Chemogenomic databases: Construction, search and analysis


Over the past 10–15 years, the advent of high-throughput technologies developed by the pharmaceutical industry and related disciplines has produced large databases of drug efficacy, gene/protein expression levels, mutational status, as well as molecular structure information of potential drugs and drug targets which further our understanding of normal versus disease states and are useful for drug discovery. With the recent availability of large public databases, notably those from US government agencies such as the National Center for Biotechnology Information and the National Cancer Institute, the emerging field of chemogenomics is providing abundant opportunities for innovative new techniques for statistical analysis, data integration and applications of large-scale datamining. This is the first of two issues of Statistical Analysis and Data Mining to be published in 2009 focused on statistical methods for chemogenomics. The review by Liu and Verducci provides a good introduction to the field of chemogenomics as well as an overview of the many statistical, bio/chemo-informatic, and experimental subdisciplines used in modern drug discovery.

Several papers in this issue describe new statistical methods for relating molecular structure to drug efficacy. Because compounds that have similar molecular structure often have similar biological properties, chemical similarity searching, on the basis of features extracted from the molecular structure, has long been used to prioritize compounds for testing. The article by Liu and Verducci introduces methods of chemical similarity searching that typically start with an active compound as a reference structure and aim to retrieve additional active compounds from a database. If instead of a single compound the search is based on multiple active compounds, the proportion of active compounds retrieved from the database can be significantly enriched. Turbo similarity searching (TSS) assumes that the nearest neighbors of the single reference compound provided by the user are active compounds and automatically uses them to conduct a multiple reference compound similarity search. Previous studies have shown that TSS can improve retrieval enrichment compared to a traditional similarity search. In this issue, Gardiner et al. compare the effectiveness of TSS over a variety of databases and use alternative structural descriptors for computing structural similarity.

Scheiber et al. present a method for dealing with multiple activity values (i.e. from a series of assays) with the aim of explaining the assay differences from a chemical perspective. The key idea is to create meta-categories from the differences in assay values and use the new (ordinal) categories as dependent variables to identify chemical properties or molecular substructures associated with the difference in profiles. In the chemogenomics setting, this technique could be used to identify molecular features common to compounds for which activity levels are associated with gene/protein expression signatures.

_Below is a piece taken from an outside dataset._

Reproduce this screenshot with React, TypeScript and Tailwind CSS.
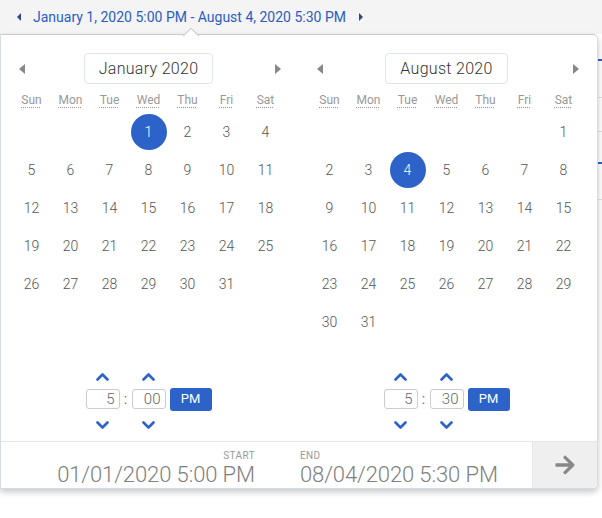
import React from 'react';
import { FaArrowRight } from 'react-icons/fa';

const BLUE = '#2d62c8';

function Caret({ dir, color, w = 5, h = 9 }: { dir: 'left' | 'right'; color: string; w?: number; h?: number }) {
  const pts = dir === 'left' ? `${w},0 0,${h / 2} ${w},${h}` : `0,0 ${w},${h / 2} 0,${h}`;
  return (
    <svg width={w} height={h} viewBox={`0 0 ${w} ${h}`}>
      <polygon points={pts} fill={color} />
    </svg>
  );
}

function Chevron({ up }: { up?: boolean }) {
  return (
    <svg width="13" height="9" viewBox="0 0 13 9">
      <polyline
        points={up ? '1.5,7.5 6.5,2.5 11.5,7.5' : '1.5,1.5 6.5,6.5 11.5,1.5'}
        fill="none"
        stroke={BLUE}
        strokeWidth="2.6"
        strokeLinecap="round"
        strokeLinejoin="round"
      />
    </svg>
  );
}

const DAYS = ['Sun', 'Mon', 'Tue', 'Wed', 'Thu', 'Fri', 'Sat'];

function Calendar({
  title,
  offset,
  count,
  selected,
  hour,
  minute,
}: {
  title: string;
  offset: number;
  count: number;
  selected: number;
  hour: string;
  minute: string;
}) {
  const cells: (number | null)[] = [];
  for (let i = 0; i < offset; i++) cells.push(null);
  for (let d = 1; d <= count; d++) cells.push(d);
  return (
    <div className="w-[299px] pl-[11px] pt-[18px] flex flex-col">
      <div className="w-[273px] h-[31px] flex items-center justify-between">
        <div className="w-[20px] flex justify-center">
          <Caret dir="left" color="#888" w={6} h={10} />
        </div>
        <div className="h-[31px] px-[14px] flex items-center border border-[#dfe5ec] rounded-[4px] text-[16px] font-light text-[#333] tracking-[0.3px]">
          {title}
        </div>
        <div className="w-[20px] flex justify-center pl-[6px]">
          <Caret dir="right" color="#888" w={6} h={10} />
        </div>
      </div>
      <div className="w-[273px] h-[29px] grid grid-cols-7 items-center">
        {DAYS.map((d) => (
          <div key={d} className="flex justify-center pt-[2px]">
            <span className="text-[12px] text-[#999] underline decoration-dotted underline-offset-[3px]">{d}</span>
          </div>
        ))}
      </div>
      <div className="w-[273px] h-[228px] grid grid-cols-7 auto-rows-[38px]">
        {cells.map((c, i) => (
          <div key={i} className="flex items-center justify-center">
            {c !== null &&
              (c === selected ? (
                <span className="w-[36px] h-[36px] rounded-full bg-[#2d62c8] text-white text-[14px] font-light flex items-center justify-center">
                  {c}
                </span>
              ) : (
                <span className="text-[14px] font-light text-[#555]">{c}</span>
              ))}
          </div>
        ))}
      </div>
      <div className="w-[273px] mt-[27px] flex flex-col items-center">
        <div className="flex items-center h-[16px]">
          <div className="w-[34px] flex justify-center">
            <Chevron up />
          </div>
          <div className="w-[12px]" />
          <div className="w-[34px] flex justify-center">
            <Chevron up />
          </div>
          <div className="w-[46px]" />
        </div>
        <div className="flex items-center h-[24px] mt-[3px]">
          <div className="w-[34px] h-[20px] border border-[#ccc] rounded-[3px] text-[15px] font-light text-[#666] text-right pr-[4px] leading-[18px]">
            {hour}
          </div>
          <div className="w-[12px] text-center text-[14px] text-[#666]">:</div>
          <div className="w-[34px] h-[20px] border border-[#ccc] rounded-[3px] text-[15px] font-light text-[#666] text-right pr-[4px] leading-[18px]">
            {minute}
          </div>
          <div className="ml-[4px] w-[42px] h-[23px] rounded-[3px] bg-[#2d62c8] text-white text-[13px] flex items-center justify-center">
            PM
          </div>
        </div>
        <div className="flex items-center h-[16px] mt-[6px]">
          <div className="w-[34px] flex justify-center">
            <Chevron />
          </div>
          <div className="w-[12px]" />
          <div className="w-[34px] flex justify-center">
            <Chevron />
          </div>
          <div className="w-[46px]" />
        </div>
      </div>
    </div>
  );
}

export default function App() {
  return (
    <div className="relative w-[602px] h-[518px] bg-white overflow-hidden" style={{ fontFamily: 'Roboto, "Noto Sans", sans-serif' }}>
      <div className="h-[34px] bg-[#f4f4f4] flex items-center pl-[17px]">
        <Caret dir="left" color="#2a4a86" w={4} h={8} />
        <span className="ml-[12px] text-[14px] text-[#2b5cc4]">January 1, 2020 5:00 PM - August 4, 2020 5:30 PM</span>
        <span className="ml-[13px]">
          <Caret dir="right" color="#2a4a86" w={4} h={8} />
        </span>
      </div>

      {/* background content peeking on the right */}
      <div className="absolute left-[590px] top-[59px] w-[12px] h-[2px] bg-[#2d62c8]" />
      <div className="absolute left-[590px] top-[97px] w-[12px] h-[1px] bg-[#dde2e8]" />
      <div className="absolute left-[590px] top-[131px] w-[12px] h-[1px] bg-[#dde2e8]" />
      <div className="absolute left-[590px] top-[162px] w-[12px] h-[2px] bg-[#2d62c8]" />
      <div className="absolute left-[590px] top-[199px] w-[12px] h-[1px] bg-[#dde2e8]" />

      {/* popover */}
      <div className="absolute left-0 top-[34px] w-[598px] bg-white border border-[#d6dce4] border-t-[#c9c9c9] rounded-r-[5px] shadow-[0_3px_6px_rgba(0,0,0,0.22)]">
        <div className="absolute left-[182px] top-[-7px] w-[16px] h-[8px] overflow-hidden">
          <div className="w-[12px] h-[12px] bg-white border border-[#c9c9c9] rotate-45 translate-x-[2px] translate-y-[2px]" />
        </div>
        <div className="flex">
          <Calendar title="January 2020" offset={3} count={31} selected={1} hour="5" minute="00" />
          <Calendar title="August 2020" offset={6} count={31} selected={4} hour="5" minute="30" />
        </div>
        <div className="mt-[8px] h-[47px] border-t border-[#e3e8ef] flex">
          <div className="w-[254px] flex flex-col items-end pt-[8px]">
            <span className="text-[10px] leading-[12px] text-[#999] tracking-[0.4px]">START</span>
            <span className="text-[22px] leading-[26px] font-light text-[#808080] tracking-[-0.1px]">01/01/2020 5:00 PM</span>
          </div>
          <div className="ml-[45px] w-[232px] flex flex-col items-start pt-[8px]">
            <span className="text-[10px] leading-[12px] text-[#999] tracking-[0.4px]">END</span>
            <span className="text-[22px] leading-[26px] font-light text-[#808080] tracking-[-0.1px]">08/04/2020 5:30 PM</span>
          </div>
          <div className="ml-auto w-[65px] bg-[#efefef] border-l border-[#e6e6e6] rounded-br-[5px] flex items-center justify-center">
            <FaArrowRight className="text-[#888] w-[22px] h-[22px]" />
          </div>
        </div>
      </div>
    </div>
  );
}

The effectiveness of a molecular descriptor set for identifying active compounds from a similarity search depends on the compound class. This dependency makes it difficult to select the most suitable descriptor set for a given search. Vogt et al. describe a method that combines a Bayesian scoring scheme for selection of structural and molecular property descriptors with an information-theoretic method for predicting recall rates. The procedure allows for the selection of search methods most likely to be successful for a given compound class and target database.

Gardner-Lubbe et al. discuss the advantages of biplots for visualization and analysis of microarray data. Biplots are typically used in conjunction with principal component analysis. However, the authors show that PCA biplots do not provide optimal data separation when used for exploring the differences between treatments and differentially expressed genes. As an alternative, they suggest biplots based on analysis of distance and illustrate its effectiveness in separating gene expression samples from three treatment groups.

As a whole, the papers in this issue take the reader from the fundamentals of how chemogenomic databases are constructed and searched, to a clever application of statistical analysis used to draw insight from these. The works reflect the best spirit of data mining for ideas, not just facts. The authors are thanked and congratulated.